§ WRITTEN REQUEST
All of the lines below are to be printed again exactly; images are excluded from the output.

§ DATASET CONTENT

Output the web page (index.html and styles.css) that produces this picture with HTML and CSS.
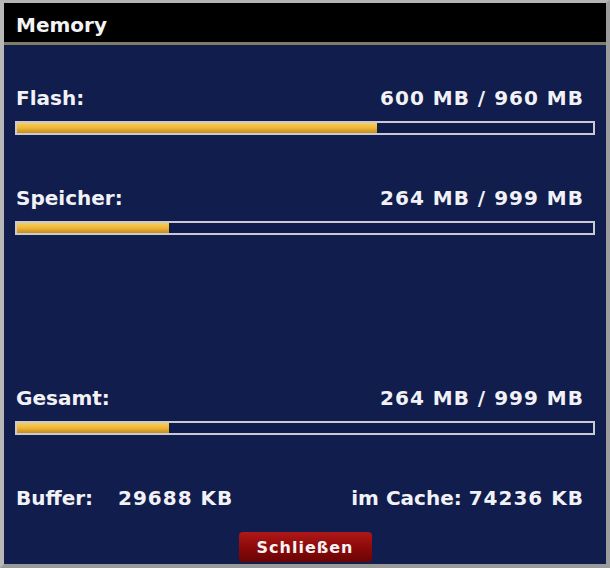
FILE: index.html
```html
<!DOCTYPE html>
<html>
<head>
    <title>Memory</title>
    <link rel="stylesheet" href="styles.css">
</head>
<body>
    <div class="window">
        <div class="titlebar">Memory</div>
        <div class="panel">
            <div class="row">
                <div class="label-line"><span>Flash:</span><span class="value">600 MB / 960 MB</span></div>
                <div class="bar"><div class="fill" style="width: 62.5%"></div></div>
            </div>
            <div class="row">
                <div class="label-line"><span>Speicher:</span><span class="value">264 MB / 999 MB</span></div>
                <div class="bar"><div class="fill" style="width: 26.4%"></div></div>
            </div>
            <div class="row empty"></div>
            <div class="row">
                <div class="label-line"><span>Gesamt:</span><span class="value">264 MB / 999 MB</span></div>
                <div class="bar"><div class="fill" style="width: 26.4%"></div></div>
            </div>
            <div class="info-line">
                <span><span class="buffer-label">Buffer:</span><span class="value">29688 KB</span></span>
                <span>im Cache: <span class="value">74236 KB</span></span>
            </div>
            <div class="actions">
                <button class="close-btn">Schließen</button>
            </div>
        </div>
    </div>
</body>
</html>
```

FILE: styles.css
```css
body{
    margin: 0;
    padding: 0;
    background-color: #a9a9a9;
    font-family: "DejaVu Sans", sans-serif;
    color: #f2f2f6;
}
.window{
    width: 602px;
    height: 561px;
    border-style: solid;
    border-color: #b4b4b4 #9c9c9c #9a9a9a #b8b8b8;
    border-width: 3px 4px 4px 4px;
    display: flex;
    flex-direction: column;
}
.titlebar{
    height: 29px;
    padding: 10px 0 0 12px;
    background-color: #000;
    border-bottom: 3px solid #7d7d68;
    font-size: 20px;
    font-weight: bold;
    line-height: 24px;
    color: #f4f4f4;
}
.panel{
    flex: 1;
    background-color: #101d4d;
    padding: 41px 11px 0 11px;
}
.row{
    height: 100px;
}
.label-line, .info-line{
    display: flex;
    justify-content: space-between;
    padding: 0 11px 0 1px;
    font-size: 20px;
    font-weight: bold;
    line-height: 24px;
}
.value{
    letter-spacing: 1px;
}
.bar{
    margin-top: 11px;
    height: 10px;
    border: 2px solid #c9cad4;
    background-color: #0f1c4b;
}
.fill{
    height: 100%;
    background: linear-gradient(#f6cf5a, #f0b93a 45%, #c78c1c);
}
.buffer-label{
    display: inline-block;
    width: 102px;
}
.actions{
    display: flex;
    justify-content: center;
    margin-top: 22px;
}
.close-btn{
    width: 133px;
    height: 30px;
    border: none;
    border-radius: 4px;
    background: linear-gradient(#b01818, #8c0a0a 50%, #6a0404);
    color: #f4f4f4;
    font-family: "DejaVu Sans", sans-serif;
    font-size: 16px;
    font-weight: bold;
    letter-spacing: 1px;
}
```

§ SOLUTION FOR THIS TASK
Output the web page (index.html and styles.css) that produces this picture with HTML and CSS.
FILE: index.html
```html
<!DOCTYPE html>
<html>
<head>
    <title>Memory</title>
    <link rel="stylesheet" href="styles.css">
</head>
<body>
    <div class="window">
        <div class="titlebar">Memory</div>
        <div class="panel">
            <div class="row">
                <div class="label-line"><span>Flash:</span><span class="value">600 MB / 960 MB</span></div>
                <div class="bar"><div class="fill" style="width: 62.5%"></div></div>
            </div>
            <div class="row">
                <div class="label-line"><span>Speicher:</span><span class="value">264 MB / 999 MB</span></div>
                <div class="bar"><div class="fill" style="width: 26.4%"></div></div>
            </div>
            <div class="row empty"></div>
            <div class="row">
                <div class="label-line"><span>Gesamt:</span><span class="value">264 MB / 999 MB</span></div>
                <div class="bar"><div class="fill" style="width: 26.4%"></div></div>
            </div>
            <div class="info-line">
                <span><span class="buffer-label">Buffer:</span><span class="value">29688 KB</span></span>
                <span>im Cache: <span class="value">74236 KB</span></span>
            </div>
            <div class="actions">
                <button class="close-btn">Schließen</button>
            </div>
        </div>
    </div>
</body>
</html>
```

FILE: styles.css
```css
body{
    margin: 0;
    padding: 0;
    background-color: #a9a9a9;
    font-family: "DejaVu Sans", sans-serif;
    color: #f2f2f6;
}
.window{
    width: 602px;
    height: 561px;
    border-style: solid;
    border-color: #b4b4b4 #9c9c9c #9a9a9a #b8b8b8;
    border-width: 3px 4px 4px 4px;
    display: flex;
    flex-direction: column;
}
.titlebar{
    height: 29px;
    padding: 10px 0 0 12px;
    background-color: #000;
    border-bottom: 3px solid #7d7d68;
    font-size: 20px;
    font-weight: bold;
    line-height: 24px;
    color: #f4f4f4;
}
.panel{
    flex: 1;
    background-color: #101d4d;
    padding: 41px 11px 0 11px;
}
.row{
    height: 100px;
}
.label-line, .info-line{
    display: flex;
    justify-content: space-between;
    padding: 0 11px 0 1px;
    font-size: 20px;
    font-weight: bold;
    line-height: 24px;
}
.value{
    letter-spacing: 1px;
}
.bar{
    margin-top: 11px;
    height: 10px;
    border: 2px solid #c9cad4;
    background-color: #0f1c4b;
}
.fill{
    height: 100%;
    background: linear-gradient(#f6cf5a, #f0b93a 45%, #c78c1c);
}
.buffer-label{
    display: inline-block;
    width: 102px;
}
.actions{
    display: flex;
    justify-content: center;
    margin-top: 22px;
}
.close-btn{
    width: 133px;
    height: 30px;
    border: none;
    border-radius: 4px;
    background: linear-gradient(#b01818, #8c0a0a 50%, #6a0404);
    color: #f4f4f4;
    font-family: "DejaVu Sans", sans-serif;
    font-size: 16px;
    font-weight: bold;
    letter-spacing: 1px;
}
```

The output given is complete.